Fifteen years later, Roman was collecting volcanoes, high points, and major jungles throughout Mexico and Central America. He’d visited the Lacandon Jungle in Mexico, El Petén in Guatemala, Belize’s Maya Mountains rainforests, and La Moskitia in Honduras: Corcovado National Park on Costa Rica’s Osa Peninsula and Panama’s Darién Gap were all he had left.
He told some of his friends that Corcovado would be training for the Darién Gap, a literal gap in the transcontinental road system between Panama and Colombia. Because it is occupied by militarized Panamanian and Colombian border police, paramilitary revolutionaries, and drug traffickers (not to mention fer-de-lances, bushmasters, other poisonous snakes, bullet ants, dengue, malaria, and more), the Gap is one of the most dangerous places on Earth.
Roman emailed me June 6: I’ve spent the last week or so trying to figure out how to do the Darien gap and it’s starting to give me bad dreams. He wrote his college friend Brad:
Seriously planning a trip through the Darien Gap. It’s fucking stupid and there’s a really good chance I die or get kidnapped. Senafront, the Panamanian border police, doesn’t let foreigners cross the Colombian border over land. My plan is to get permission to go to Darien National Park, dip out on the rangers, follow a river south up into the low, extremely steep limestone border range, cross it into Colombia, then follow a river down to an Indian village and hire a boat out.
I shared Roman’s sentiments about the Darién. It sounded too dangerous to try. But while part of me hoped that he wouldn’t, another part hoped that he would. In my younger days, like many adventurers, I had imagined its wilderness as a worthy challenge to travel. But its social hazards of lawlessness and paramilitary groups had made it too dangerous for me. If we as parents live vicariously through our kids, then after Roman crossed the Darién, my empty ambition to try wouldn’t matter. On the other hand, I knew well its reputation.
On the Fourth of July 2014, and still in Nicaragua, Roman asked me in an email, Do you have any super-secret access to topo maps of central american countries?
I wish, I wrote back. Try googling ESRI world topo. Better than nothing. I checked the world topo’s version of Corcovado to compare it to somewhere we’d been. It identified the Osa Peninsula as part of the canton of Golfito.
On July 6, Roman arrived in San José, the capital of Costa Rica, and bought a backpack that he planned to use in Corcovado and farther south. Roman’s bulky Mexican pack held his insulated pullover, a thin summer-weight sleeping bag, two stoves, and our old Kelty tent. He also carried Forrest McCarthy’s small yellow duffel as a daypack. On Tuesday, July 8 at eight in the morning, Roman left San José on an eight-hour bus ride headed for the Osa Peninsula.

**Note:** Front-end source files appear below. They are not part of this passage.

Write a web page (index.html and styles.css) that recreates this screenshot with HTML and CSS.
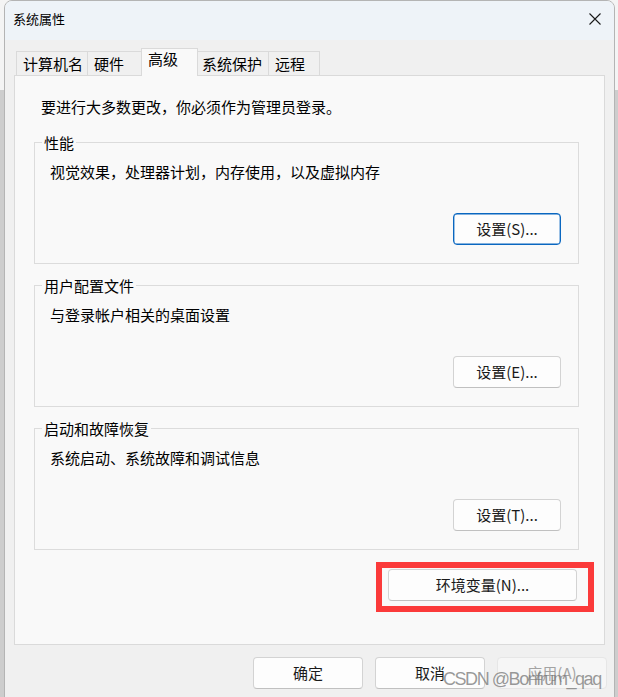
FILE: index.html
```html
<!DOCTYPE html>
<html lang="zh-CN">
<head>
<meta charset="utf-8">
<title>系统属性</title>
<link rel="stylesheet" href="styles.css">
</head>
<body>
<div class="desktop">
  <div class="window">
    <div class="titlebar">
      <span class="title">系统属性</span>
      <svg class="close" width="12" height="12" viewBox="0 0 12 12"><path d="M0.5 0.5 L11.5 11.5 M11.5 0.5 L0.5 11.5" stroke="#1a1a1a" stroke-width="1.1" fill="none"/></svg>
    </div>
    <div class="tabs">
      <div class="tab tab-w72">计算机名</div>
      <div class="tab tab-w55">硬件</div>
      <div class="tab tab-w57 tab-active">高级</div>
      <div class="tab tab-w72 tab-tight">系统保护</div>
      <div class="tab tab-w52">远程</div>
    </div>
    <div class="panel">
      <p class="intro">要进行大多数更改，你必须作为管理员登录。</p>
      <div class="group">
        <div class="legend">性能</div>
        <p class="gtext">视觉效果，处理器计划，内存使用，以及虚拟内存</p>
        <div class="grow"><button class="btn btn-set btn-focus">设置(S)...</button></div>
      </div>
      <div class="group group-next">
        <div class="legend">用户配置文件</div>
        <p class="gtext">与登录帐户相关的桌面设置</p>
        <div class="grow"><button class="btn btn-set">设置(E)...</button></div>
      </div>
      <div class="group group-next">
        <div class="legend">启动和故障恢复</div>
        <p class="gtext">系统启动、系统故障和调试信息</p>
        <div class="grow"><button class="btn btn-set">设置(T)...</button></div>
      </div>
      <div class="env-row">
        <div class="env-wrap">
          <button class="btn btn-env">环境变量(N)...</button>
          <div class="mark"></div>
        </div>
      </div>
    </div>
    <div class="footer">
      <button class="btn btn-foot">确定</button>
      <button class="btn btn-foot">取消</button>
      <button class="btn btn-foot btn-disabled">应用(A)</button>
    </div>
    <div class="watermark">CSDN @Bonfrum_qaq</div>
  </div>
</div>
</body>
</html>
```

FILE: styles.css
```css
html, body {
  margin: 0;
  padding: 0;
}
body {
  font-family: "Noto Sans CJK SC", "Microsoft YaHei", sans-serif;
  color: #000;
}
.desktop {
  width: 618px;
  height: 697px;
  overflow: hidden;
  background: linear-gradient(to bottom, #f4f4f4 0, #f4f4f4 90px, #cdcdcd 90px, #cdcdcd 100%);
}
.window {
  position: relative;
  margin-left: 4px;
  width: 611px;
  height: 720px;
  box-sizing: border-box;
  border: 1px solid #b4b4b4;
  border-radius: 8px 8px 0 0;
  background: #f0f0f0;
  overflow: hidden;
}
.titlebar {
  height: 39px;
  box-sizing: border-box;
  display: flex;
  justify-content: space-between;
  align-items: flex-start;
  padding: 8px 13px 0 8px;
  background: #eef3f8;
}
.title {
  font-size: 13px;
  line-height: 20px;
  color: #000;
}
.close {
  margin-top: 4px;
  display: block;
}
.tabs {
  display: flex;
  align-items: flex-end;
  height: 28px;
  margin: 8px 0 -1px 11px;
}
.tab {
  position: relative;
  height: 25px;
  box-sizing: border-box;
  border: 1px solid #dadada;
  background: #f0f0f0;
  font-size: 15px;
  line-height: 20px;
  padding: 2px 0 0 6px;
  white-space: nowrap;
  margin-left: -1px;
}
.tab:first-child {
  margin-left: 0;
}
.tab-tight {
  padding-left: 4px;
}
.tab-active {
  height: 28px;
  border-bottom: none;
  background: #f9f9f9;
  padding-top: 0;
  z-index: 1;
}
.tab-w72 { width: 72px; }
.tab-w55 { width: 55px; }
.tab-w57 { width: 57px; }
.tab-w52 { width: 52px; }
.panel {
  margin-left: 9px;
  width: 591px;
  height: 570px;
  box-sizing: border-box;
  border: 1px solid #dadada;
  background: #f9f9f9;
  padding: 21px 25px 0 19px;
}
.intro {
  margin: 0 0 0 7px;
  font-size: 15px;
  line-height: 20px;
}
.group {
  margin-top: 25px;
  height: 122px;
  box-sizing: border-box;
  border: 1px solid #dcdcdc;
  padding: 0 17px 0 15px;
}
.group-next {
  margin-top: 21px;
}
.legend {
  display: table;
  margin: -10px 0 0 -8px;
  padding: 0 2px;
  background: #f9f9f9;
  font-size: 15px;
  line-height: 20px;
}
.gtext {
  margin: 9px 0 0 0;
  font-size: 15px;
  line-height: 20px;
}
.grow {
  display: flex;
  justify-content: flex-end;
  margin-top: 31px;
}
.btn {
  display: block;
  height: 32px;
  box-sizing: border-box;
  border: 1px solid #d3d3d3;
  border-bottom-color: #c0c0c0;
  border-radius: 4px;
  background: #fdfdfd;
  font-family: "Noto Sans CJK SC", "Microsoft YaHei", sans-serif;
  font-size: 15px;
  line-height: 20px;
  color: #1a1a1a;
  padding: 0;
  margin: 0;
}
.btn-set {
  width: 108px;
}
.btn-focus {
  border: 1px solid #0a67c0;
  box-shadow: inset 0 0 0 0.4px #0a67c0;
}
.env-row {
  display: flex;
  justify-content: flex-end;
  margin-top: 19px;
  padding-right: 2px;
}
.env-wrap {
  position: relative;
}
.btn-env {
  width: 189px;
}
.mark {
  position: absolute;
  left: -12px;
  top: -7px;
  width: 218px;
  height: 50px;
  box-sizing: border-box;
  border: 6.5px solid #fb3a3a;
}
.footer {
  display: flex;
  justify-content: flex-end;
  gap: 12px;
  margin-top: 12px;
  padding-right: 7px;
}
.btn-foot {
  width: 110px;
}
.btn-disabled {
  background: #f6f6f6;
  border-color: #e6e6e6;
  color: #a3a3a3;
}
.watermark {
  position: absolute;
  left: 438px;
  top: 668px;
  font-family: "Liberation Sans", Arial, sans-serif;
  font-size: 18px;
  line-height: 20px;
  letter-spacing: -1.45px;
  color: rgba(115, 115, 115, 0.72);
  white-space: nowrap;
}
```
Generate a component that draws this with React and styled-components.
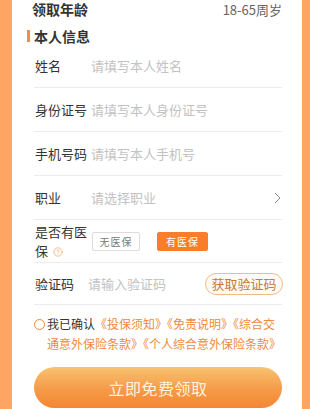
import React, { useState } from "react";
import styled, { createGlobalStyle } from "styled-components";
import { CircleHelp } from "lucide-react";

const Global = createGlobalStyle`
  html, body { margin: 0; padding: 0; }
  body {
    background: #ffa564;
    font-family: "Noto Sans CJK SC", "Noto Sans", sans-serif;
    -webkit-font-smoothing: antialiased;
  }
  * { box-sizing: border-box; }
`;

const Page = styled.div`
  background: #ffa564;
  padding: 0 8px 0 12px;
  min-height: 409px;
`;

const Card = styled.div`
  background: #fff;
  padding: 0 20px 0 22px;
  min-height: 409px;
`;

const AgeRow = styled.div`
  height: 18px;
  display: flex;
  align-items: center;
  justify-content: space-between;
  margin-left: -2px;
`;

const AgeLabel = styled.span`
  font-size: 14px;
  font-weight: 700;
  color: #333;
`;

const AgeValue = styled.span`
  font-size: 13px;
  color: #666;
`;

const SectionTitle = styled.div`
  margin-top: 10px;
  margin-left: -7px;
  height: 16px;
  display: flex;
  align-items: center;
  gap: 4px;
  font-size: 14px;
  font-weight: 700;
  color: #333;
  line-height: 16px;
`;

const Bar = styled.span`
  width: 3px;
  height: 12px;
  background: #fa8b3a;
`;

const Row = styled.div`
  height: ${(p) => p.$h || 44}px;
  display: flex;
  align-items: center;
  border-bottom: 1px solid #ececec;
`;

const Label = styled.div`
  width: ${(p) => p.$w || 57}px;
  flex-shrink: 0;
  font-size: 13px;
  color: #333;
  line-height: 19px;
  padding-left: 1px;
`;

const Input = styled.input`
  flex: 1;
  min-width: 0;
  border: none;
  outline: none;
  font-family: inherit;
  font-size: 13px;
  color: #333;
  padding: 0;
  background: transparent;
  &::placeholder {
    color: #c2c2c2;
  }
`;

const Placeholder = styled.span`
  flex: 1;
  font-size: 13px;
  color: #c2c2c2;
`;

const Chevron = styled.svg`
  width: 7px;
  height: 12px;
  margin-right: 1px;
`;

const HelpIcon = styled(CircleHelp)`
  vertical-align: -1px;
  margin-left: 5px;
`;

const Choices = styled.div`
  display: flex;
  gap: 17px;
  margin-left: 1px;
`;

const Choice = styled.button`
  height: 19px;
  width: ${(p) => (p.$active ? 51 : 48)}px;
  padding: 0;
  border-radius: 2px;
  font-family: inherit;
  font-size: 10px;
  letter-spacing: 1px;
  border: 1px solid ${(p) => (p.$active ? "#fa7d2c" : "#dcdcdc")};
  background: ${(p) => (p.$active ? "#fa7d2c" : "#fff")};
  color: ${(p) => (p.$active ? "#fff" : "#777")};
  display: flex;
  align-items: center;
  justify-content: center;
`;

const CodeButton = styled.button`
  height: 22px;
  width: 78px;
  padding: 0;
  border-radius: 11px;
  border: 1px solid #ecbd8b;
  background: #fffaf4;
  color: #c77a33;
  font-family: inherit;
  font-size: 13px;
  display: flex;
  align-items: center;
  justify-content: center;
  margin-right: -1px;
`;

const Agreement = styled.div`
  display: flex;
  align-items: flex-start;
  padding-top: 9px;
`;

const Radio = styled.span`
  width: 11px;
  height: 11px;
  border-radius: 50%;
  border: 1.5px solid #f08a3c;
  margin-top: 5px;
  flex-shrink: 0;
`;

const AgreeText = styled.div`
  width: 236px;
  flex-shrink: 0;
  margin-left: 2px;
  font-size: 12px;
  line-height: 20px;
  color: #333;
`;

const Link = styled.span`
  color: #ef8a3d;
`;

const Submit = styled.button`
  margin-top: 13px;
  width: 100%;
  height: 41px;
  border: none;
  border-radius: 21px;
  background: linear-gradient(180deg, #f8c36f 0%, #f59a48 55%, #f48733 100%);
  color: #fff3df;
  font-family: inherit;
  font-size: 16px;
  letter-spacing: 0.5px;
  display: flex;
  align-items: center;
  justify-content: center;
`;

export default function App() {
  const [insured, setInsured] = useState(true);
  return (
    <>
      <Global />
      <Page>
        <Card>
          <AgeRow>
            <AgeLabel>领取年龄</AgeLabel>
            <AgeValue>18-65周岁</AgeValue>
          </AgeRow>
          <SectionTitle>
            <Bar />
            本人信息
          </SectionTitle>
          <Row>
            <Label>姓名</Label>
            <Input placeholder="请填写本人姓名" />
          </Row>
          <Row>
            <Label>身份证号</Label>
            <Input placeholder="请填写本人身份证号" />
          </Row>
          <Row>
            <Label>手机号码</Label>
            <Input placeholder="请填写本人手机号" />
          </Row>
          <Row>
            <Label>职业</Label>
            <Placeholder>请选择职业</Placeholder>
            <Chevron viewBox="0 0 7 12">
              <path d="M1 1 L6 6 L1 11" fill="none" stroke="#8a8a8a" strokeWidth="1" />
            </Chevron>
          </Row>
          <Row $h={43}>
            <Label>
              是否有医保
              <HelpIcon size={10} color="#e3a159" strokeWidth={1.6} />
            </Label>
            <Choices>
              <Choice $active={!insured} onClick={() => setInsured(false)}>无医保</Choice>
              <Choice $active={insured} onClick={() => setInsured(true)}>有医保</Choice>
            </Choices>
          </Row>
          <Row $h={42}>
            <Label $w={54}>验证码</Label>
            <Input placeholder="请输入验证码" />
            <CodeButton>获取验证码</CodeButton>
          </Row>
          <Agreement>
            <Radio />
            <AgreeText>
              我已确认<Link>《投保须知》《免责说明》《综合交通意外保险条款》《个人综合意外保险条款》</Link>
            </AgreeText>
          </Agreement>
          <Submit>立即免费领取</Submit>
        </Card>
      </Page>
    </>
  );
}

His destination: Corcovado National Park.
Chapter 19
“The Best Map Yet”
The Osa Peninsula and Golfo Dulce, Costa Rica.
Courtesy of the author
The Osa Peninsula, situated just north of Panama’s west coast, separates the muscular Pacific from the calm Golfo Dulce, Spanish for “Sweet Gulf.” The Osa’s main road is a two-lane highway that parallels Golfo Dulce as far as Puerto Jiménez. There the pavement ends. In the nineties, the Osa’s remoteness, abundant wildlife, and sparse population drew a cohort of North Americans and Europeans who settled and started businesses that thrived until the recession of 2008.
Today, a collage of billboards greets travelers at the end of the highway promising “waterfalls, tours, and massage” and “Affordable Beachfront Luxury!” Also available: “sport fishing,” “sea kayaking,” even “zip-lining.” These tourist establishments are small, family-run operations that contribute to the economy and English fluency of the locals, but hardly qualify the Osa as a tourist mecca like those farther north.